NON È UNO SPORT PER AMERICANI
Tennis, Montreal – Nessuno poteva aspettarsi una uscita di scena così clamorosa, per i tennisti statunitensi, dal tennis che conta. Ebbene, nessuno tra gli uomini a stelle e strisce del circuito sarà nella top 20 del ranking ATP della prossima settimana: è la prima volta che succede una cosa simile da quando la classifica è stata computerizzata 40 anni fa.
Il record si è concretizzato martedì scorso, quando John Isner ha perso per mano della wild card canadese Vasek Pospisil con il punteggio di 5-7, 7-6(5), 7-6(4), nel primo turno della Rogers Cup di Montreal. L’attuale n°20 del mondo, che ha vinto il torneo di Atlanta due settimane fa ed ha raggiunto la finale ai Citi Open di Washington la settimana scorsa perdendo poi da Juan Martin Del Potro 3-6, 6-1, 6-2, si posizionerà non più alto della posizione n°22 del ranking all’aggiornamento di lunedì prossimo per non essere riuscito a difendere i punti della semifinale conquistati lo scorso anno.
Sam Querrey è lo statunitense che si classifica secondo tra i suoi, al n°26 del ranking, ma si è ritirato dalla Rogers Cup per motivi personali. Segue il n° 76 Mardy Fish, 31 anni, che è stato in top 10 meno di un anno fa ma che ha giocato solo tre tornei ATP di livello di quest’anno al ritorno da un fastidioso e pericoloso fastidio al cuore.
Ma tutto ciò era nell’aria. Già da qualche tempo sia i fan che i commentatori sottolineavano la prospettiva di non avere uomini americani nella top 10, di certo però non ci si aspettava una clamorosa uscita dalla top 20. Gli Stati Uniti hanno mantenuto almeno un giocatore nella top 10 dalla nascita del sistema computerizzato della classifica, nel mese di agosto del 1973, fino all’agosto 2010. Ma con il declino dell’ex n°1 Andy Roddick e con il suo conseguente ritiro dopo circa un decennio al comando dei tennisti statunitensi, con le assenze di Fish, con l’assoluta discontinuità di Isner e Querrey e con la totale incapacità di predisporre delle strategie per aiutare i più giovani a sfondare era quasi palese immaginare un crollo degli Stati Uniti. Come se non bastasse, quest’anno, per la prima volta dal 1912, nessun atleta statunitense ha avuto accesso al terzo turno di Wimbledon.

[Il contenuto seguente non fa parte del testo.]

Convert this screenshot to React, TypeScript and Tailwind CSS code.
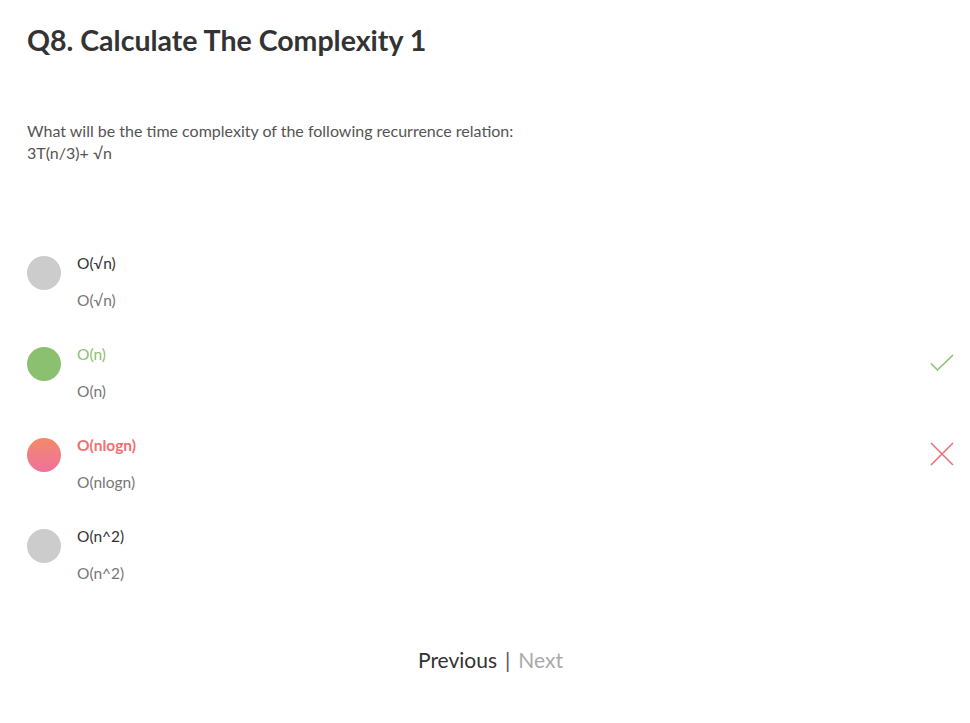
import React from 'react'

type Option = {
  label: string
  answer: string
  state: 'none' | 'correct' | 'wrong'
}

const OPTIONS: Option[] = [
  { label: 'O(√n)', answer: 'O(√n)', state: 'none' },
  { label: 'O(n)', answer: 'O(n)', state: 'correct' },
  { label: 'O(nlogn)', answer: 'O(nlogn)', state: 'wrong' },
  { label: 'O(n^2)', answer: 'O(n^2)', state: 'none' },
]

function CheckIcon() {
  return (
    <svg width="24" height="24" viewBox="0 0 24 24" fill="none" aria-hidden="true">
      <path d="M1 12.5 L7.5 19 L23 4" stroke="#8cc071" strokeWidth="1.6" />
    </svg>
  )
}

function CrossIcon() {
  return (
    <svg width="24" height="24" viewBox="0 0 24 24" fill="none" aria-hidden="true">
      <path d="M1 1 L23 23 M23 1 L1 23" stroke="#f0707a" strokeWidth="1.6" />
    </svg>
  )
}

function OptionRow({ label, answer, state }: Option) {
  const dot =
    state === 'correct'
      ? 'bg-[#8cc071]'
      : state === 'wrong'
        ? 'bg-gradient-to-b from-[#f28a68] to-[#f0709a]'
        : 'bg-[#cccccc]'
  const labelColor =
    state === 'correct'
      ? 'text-[#8cc071]'
      : state === 'wrong'
        ? 'text-[#f07070] font-bold'
        : 'text-[#333333]'

  return (
    <div className="flex items-start">
      <div className={`w-[34px] h-[34px] rounded-full mt-[3px] flex-shrink-0 ${dot}`} />
      <div className="ml-[16px] flex flex-col">
        <span className={`text-[15.5px] leading-[20px] ${labelColor}`}>{label}</span>
        <span className="text-[15.5px] leading-[20px] mt-[17px] text-[#777777]">{answer}</span>
      </div>
      <div className="ml-auto mt-[7px]">
        {state === 'correct' && <CheckIcon />}
        {state === 'wrong' && <CrossIcon />}
      </div>
    </div>
  )
}

export default function App() {
  return (
    <div className="min-h-[723px] bg-white pl-[27px] pr-[16px] font-['Lato',sans-serif]">
      <h1 className="pt-[24px] text-[28.5px] leading-[32px] font-bold text-[#333333]">
        Q8. Calculate The Complexity 1
      </h1>

      <div className="mt-[64px] text-[16px] leading-[22px] text-[#555555]">
        <p>What will be the time complexity of the following recurrence relation:</p>
        <p>3T(n/3)+ √n</p>
      </div>

      <div className="mt-[89px] flex flex-col gap-[34px]">
        {OPTIONS.map((o) => (
          <OptionRow key={o.label} {...o} />
        ))}
      </div>

      <nav className="mt-[64px] flex justify-center items-center gap-[8px] text-[21px] leading-[26px]">
        <button className="text-[#333333]">Previous</button>
        <span className="text-[#555555]">|</span>
        <button className="text-[#aaaaaa]">Next</button>
      </nav>
    </div>
  )
}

“E’ uno sport a livello mondiale adesso,” ha detto in una recente intervista il 31enne americano Bobby Reynolds, n°131 del ranking ATP. “Credo che nella maggior parte degli sport, se ci si guarda indietro anni fa, gli americani hanno sempre fatto molto bene, che sia nel basket, nel baseball o nel tennis. Lo sport sta diventando una cosa globale e adesso tutti riescono a far bene. Ogni paese porta i migliori ragazzi che giocano a tennis. Penso che sia più questa la questione piuttosto che la mancanza di talento degli statunitensi”.